REQUIREMENTS:
Transcribe each line of the material as it is, and drop any picture.

----------------------------------------

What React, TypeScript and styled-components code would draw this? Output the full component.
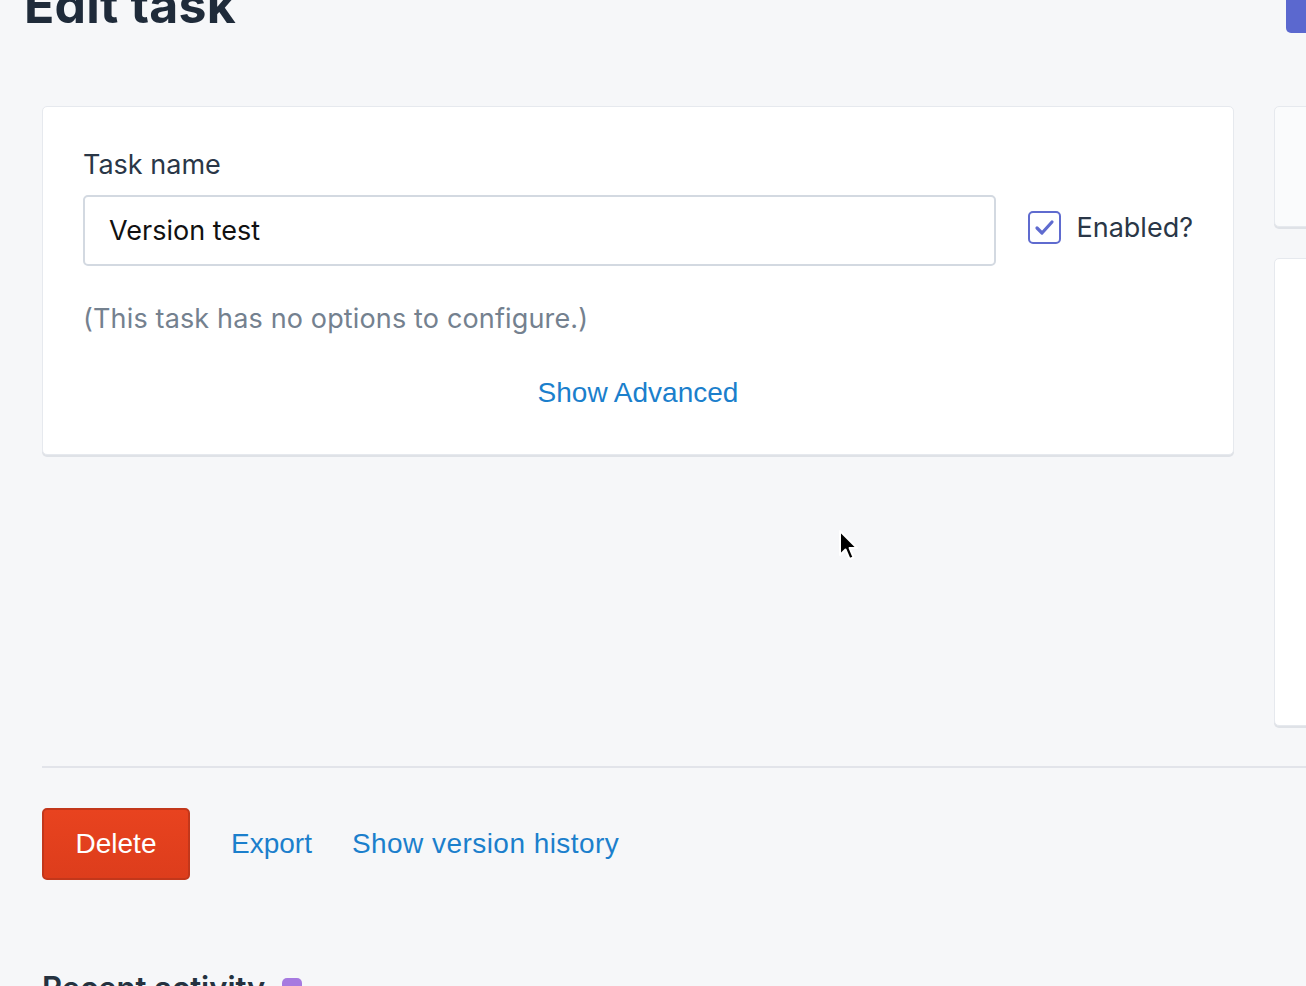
import React from "react";
import styled, { createGlobalStyle } from "styled-components";

const Global = createGlobalStyle`
  html, body { margin: 0; padding: 0; }
  body {
    background: #f6f7f9;
    font-family: Inter, "Noto Sans", sans-serif;
    color: #253240;
    overflow: hidden;
  }
`;

const Page = styled.div`
  position: relative;
  width: 1306px;
  height: 986px;
  overflow: hidden;
`;

const Header = styled.div`
  display: flex;
  justify-content: space-between;
  align-items: flex-start;
  height: 140px;
  margin-top: -34px;
`;

const Title = styled.h1`
  margin: 6px 0 0 24px;
  font-size: 50px;
  line-height: 66px;
  font-weight: 700;
  color: #1f2b3a;
  letter-spacing: 0.2px;
`;

const TopButton = styled.div`
  width: 60px;
  height: 67px;
  margin-right: -40px;
  background: #5b68cf;
  border-radius: 5px;
`;

const Columns = styled.div`
  display: flex;
  gap: 40px;
  padding-left: 42px;
  align-items: flex-start;
`;

const Main = styled.div`
  width: 1192px;
  flex-shrink: 0;
`;

const Side = styled.div`
  display: flex;
  flex-direction: column;
  gap: 31px;
  width: 300px;
  flex-shrink: 0;
`;

const Card = styled.div<{ $h?: number; $tint?: boolean }>`
  box-sizing: border-box;
  background: ${(p) => (p.$tint ? "#fafbfc" : "#ffffff")};
  border: 1px solid #e6e9ee;
  border-radius: 5px;
  box-shadow: 0 2px 0 #dfe2e7;
  ${(p) => (p.$h ? `height: ${p.$h}px;` : "")}
`;

const FormCard = styled(Card)`
  padding: 40px 40px 46px 40px;
  height: 349px;
`;

const Label = styled.div`
  font-size: 27px;
  line-height: 34px;
  color: #2a3747;
  margin-bottom: 13px;
  margin-top: 1px;
`;

const Row = styled.div`
  display: flex;
  align-items: center;
  gap: 32px;
`;

const Input = styled.div`
  box-sizing: border-box;
  flex: 1;
  height: 71px;
  border: 2px solid #d3d9e1;
  border-radius: 5px;
  padding: 0 24px;
  display: flex;
  align-items: center;
  font-size: 27px;
  color: #111;
  background: #fff;
`;

const CheckLabel = styled.label`
  display: flex;
  align-items: center;
  gap: 16px;
  font-size: 27px;
  color: #2a3747;
  margin-top: -6px;
`;

const Box = styled.span`
  box-sizing: border-box;
  width: 33px;
  height: 33px;
  border: 2px solid #5f6bcf;
  border-radius: 5px;
  display: flex;
  align-items: center;
  justify-content: center;
`;

const Note = styled.div`
  margin-top: 36px;
  font-size: 27px;
  line-height: 34px;
  color: #74818f;
  letter-spacing: 0.15px;
`;

const LinkText = styled.a<{ $spacing?: number }>`
  font-family: "Liberation Sans", Arial, sans-serif;
  font-size: 28px;
  color: #1b7fcc;
  text-decoration: none;
  cursor: pointer;
  letter-spacing: ${(p) => p.$spacing ?? 0}px;
`;

const Centered = styled.div`
  margin-top: 40px;
  text-align: center;
  line-height: 34px;
`;

const Divider = styled.hr`
  border: none;
  height: 2px;
  background: #e2e4ea;
  margin: 0 0 0 42px;
`;

const Spacer = styled.div<{ $h: number }>`
  height: ${(p) => p.$h}px;
`;

const Actions = styled.div`
  display: flex;
  align-items: center;
  gap: 41px;
  padding-left: 42px;
  margin-top: 40px;
`;

const DeleteButton = styled.button`
  box-sizing: border-box;
  width: 148px;
  height: 72px;
  background: linear-gradient(#e8431f, #dd3d1c);
  border: 2px solid #c2371b;
  border-radius: 5px;
  color: #fff;
  font-family: "Liberation Sans", Arial, sans-serif;
  font-size: 28px;
  padding: 0;
`;

const Links = styled.div`
  display: flex;
  gap: 40px;
`;

const Recent = styled.h2`
  display: flex;
  align-items: flex-start;
  gap: 17px;
  margin: 88px 0 0 42px;
  font-size: 31px;
  line-height: 40px;
  font-weight: 600;
  color: #253240;
`;

const Badge = styled.span`
  width: 20px;
  height: 20px;
  border-radius: 5px;
  background: #a67ae0;
  margin-top: 10px;
`;

const Cursor = styled.svg`
  position: absolute;
  left: 836px;
  top: 528px;
`;

export default function App() {
  return (
    <Page>
      <Global />
      <Header>
        <Title>Edit task</Title>
        <TopButton />
      </Header>
      <Columns>
        <Main>
          <FormCard>
            <Label>Task name</Label>
            <Row>
              <Input>Version test</Input>
              <CheckLabel>
                <Box>
                  <svg width="21" height="17" viewBox="0 0 21 17">
                    <path d="M3 9 L8 14 L18 3" fill="none" stroke="#5f6bcf" strokeWidth="3.2" strokeLinecap="round" strokeLinejoin="round" />
                  </svg>
                </Box>
                Enabled?
              </CheckLabel>
            </Row>
            <Note>(This task has no options to configure.)</Note>
            <Centered>
              <LinkText>Show Advanced</LinkText>
            </Centered>
          </FormCard>
        </Main>
        <Side>
          <Card $h={121} $tint />
          <Card $h={468} />
        </Side>
      </Columns>
      <Spacer $h={40} />
      <Divider />
      <Actions>
        <DeleteButton>Delete</DeleteButton>
        <Links>
          <LinkText>Export</LinkText>
          <LinkText $spacing={0.45}>Show version history</LinkText>
        </Links>
      </Actions>
      <Recent>
        Recent activity <Badge />
      </Recent>
      <Cursor width="26" height="36" viewBox="0 0 26 36">
        <path d="M4 3 L4 27 L9.5 21.5 L13.5 31 L17.5 29.3 L13.6 20 L21 20 Z" fill="#000" stroke="#fff" strokeWidth="2" strokeLinejoin="round" />
      </Cursor>
    </Page>
  );
}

----------------------------------------

SOLUTION TO THIS EXERCISE:
What React, TypeScript and styled-components code would draw this? Output the full component.
import React from "react";
import styled, { createGlobalStyle } from "styled-components";

const Global = createGlobalStyle`
  html, body { margin: 0; padding: 0; }
  body {
    background: #f6f7f9;
    font-family: Inter, "Noto Sans", sans-serif;
    color: #253240;
    overflow: hidden;
  }
`;

const Page = styled.div`
  position: relative;
  width: 1306px;
  height: 986px;
  overflow: hidden;
`;

const Header = styled.div`
  display: flex;
  justify-content: space-between;
  align-items: flex-start;
  height: 140px;
  margin-top: -34px;
`;

const Title = styled.h1`
  margin: 6px 0 0 24px;
  font-size: 50px;
  line-height: 66px;
  font-weight: 700;
  color: #1f2b3a;
  letter-spacing: 0.2px;
`;

const TopButton = styled.div`
  width: 60px;
  height: 67px;
  margin-right: -40px;
  background: #5b68cf;
  border-radius: 5px;
`;

const Columns = styled.div`
  display: flex;
  gap: 40px;
  padding-left: 42px;
  align-items: flex-start;
`;

const Main = styled.div`
  width: 1192px;
  flex-shrink: 0;
`;

const Side = styled.div`
  display: flex;
  flex-direction: column;
  gap: 31px;
  width: 300px;
  flex-shrink: 0;
`;

const Card = styled.div<{ $h?: number; $tint?: boolean }>`
  box-sizing: border-box;
  background: ${(p) => (p.$tint ? "#fafbfc" : "#ffffff")};
  border: 1px solid #e6e9ee;
  border-radius: 5px;
  box-shadow: 0 2px 0 #dfe2e7;
  ${(p) => (p.$h ? `height: ${p.$h}px;` : "")}
`;

const FormCard = styled(Card)`
  padding: 40px 40px 46px 40px;
  height: 349px;
`;

const Label = styled.div`
  font-size: 27px;
  line-height: 34px;
  color: #2a3747;
  margin-bottom: 13px;
  margin-top: 1px;
`;

const Row = styled.div`
  display: flex;
  align-items: center;
  gap: 32px;
`;

const Input = styled.div`
  box-sizing: border-box;
  flex: 1;
  height: 71px;
  border: 2px solid #d3d9e1;
  border-radius: 5px;
  padding: 0 24px;
  display: flex;
  align-items: center;
  font-size: 27px;
  color: #111;
  background: #fff;
`;

const CheckLabel = styled.label`
  display: flex;
  align-items: center;
  gap: 16px;
  font-size: 27px;
  color: #2a3747;
  margin-top: -6px;
`;

const Box = styled.span`
  box-sizing: border-box;
  width: 33px;
  height: 33px;
  border: 2px solid #5f6bcf;
  border-radius: 5px;
  display: flex;
  align-items: center;
  justify-content: center;
`;

const Note = styled.div`
  margin-top: 36px;
  font-size: 27px;
  line-height: 34px;
  color: #74818f;
  letter-spacing: 0.15px;
`;

const LinkText = styled.a<{ $spacing?: number }>`
  font-family: "Liberation Sans", Arial, sans-serif;
  font-size: 28px;
  color: #1b7fcc;
  text-decoration: none;
  cursor: pointer;
  letter-spacing: ${(p) => p.$spacing ?? 0}px;
`;

const Centered = styled.div`
  margin-top: 40px;
  text-align: center;
  line-height: 34px;
`;

const Divider = styled.hr`
  border: none;
  height: 2px;
  background: #e2e4ea;
  margin: 0 0 0 42px;
`;

const Spacer = styled.div<{ $h: number }>`
  height: ${(p) => p.$h}px;
`;

const Actions = styled.div`
  display: flex;
  align-items: center;
  gap: 41px;
  padding-left: 42px;
  margin-top: 40px;
`;

const DeleteButton = styled.button`
  box-sizing: border-box;
  width: 148px;
  height: 72px;
  background: linear-gradient(#e8431f, #dd3d1c);
  border: 2px solid #c2371b;
  border-radius: 5px;
  color: #fff;
  font-family: "Liberation Sans", Arial, sans-serif;
  font-size: 28px;
  padding: 0;
`;

const Links = styled.div`
  display: flex;
  gap: 40px;
`;

const Recent = styled.h2`
  display: flex;
  align-items: flex-start;
  gap: 17px;
  margin: 88px 0 0 42px;
  font-size: 31px;
  line-height: 40px;
  font-weight: 600;
  color: #253240;
`;

const Badge = styled.span`
  width: 20px;
  height: 20px;
  border-radius: 5px;
  background: #a67ae0;
  margin-top: 10px;
`;

const Cursor = styled.svg`
  position: absolute;
  left: 836px;
  top: 528px;
`;

export default function App() {
  return (
    <Page>
      <Global />
      <Header>
        <Title>Edit task</Title>
        <TopButton />
      </Header>
      <Columns>
        <Main>
          <FormCard>
            <Label>Task name</Label>
            <Row>
              <Input>Version test</Input>
              <CheckLabel>
                <Box>
                  <svg width="21" height="17" viewBox="0 0 21 17">
                    <path d="M3 9 L8 14 L18 3" fill="none" stroke="#5f6bcf" strokeWidth="3.2" strokeLinecap="round" strokeLinejoin="round" />
                  </svg>
                </Box>
                Enabled?
              </CheckLabel>
            </Row>
            <Note>(This task has no options to configure.)</Note>
            <Centered>
              <LinkText>Show Advanced</LinkText>
            </Centered>
          </FormCard>
        </Main>
        <Side>
          <Card $h={121} $tint />
          <Card $h={468} />
        </Side>
      </Columns>
      <Spacer $h={40} />
      <Divider />
      <Actions>
        <DeleteButton>Delete</DeleteButton>
        <Links>
          <LinkText>Export</LinkText>
          <LinkText $spacing={0.45}>Show version history</LinkText>
        </Links>
      </Actions>
      <Recent>
        Recent activity <Badge />
      </Recent>
      <Cursor width="26" height="36" viewBox="0 0 26 36">
        <path d="M4 3 L4 27 L9.5 21.5 L13.5 31 L17.5 29.3 L13.6 20 L21 20 Z" fill="#000" stroke="#fff" strokeWidth="2" strokeLinejoin="round" />
      </Cursor>
    </Page>
  );
}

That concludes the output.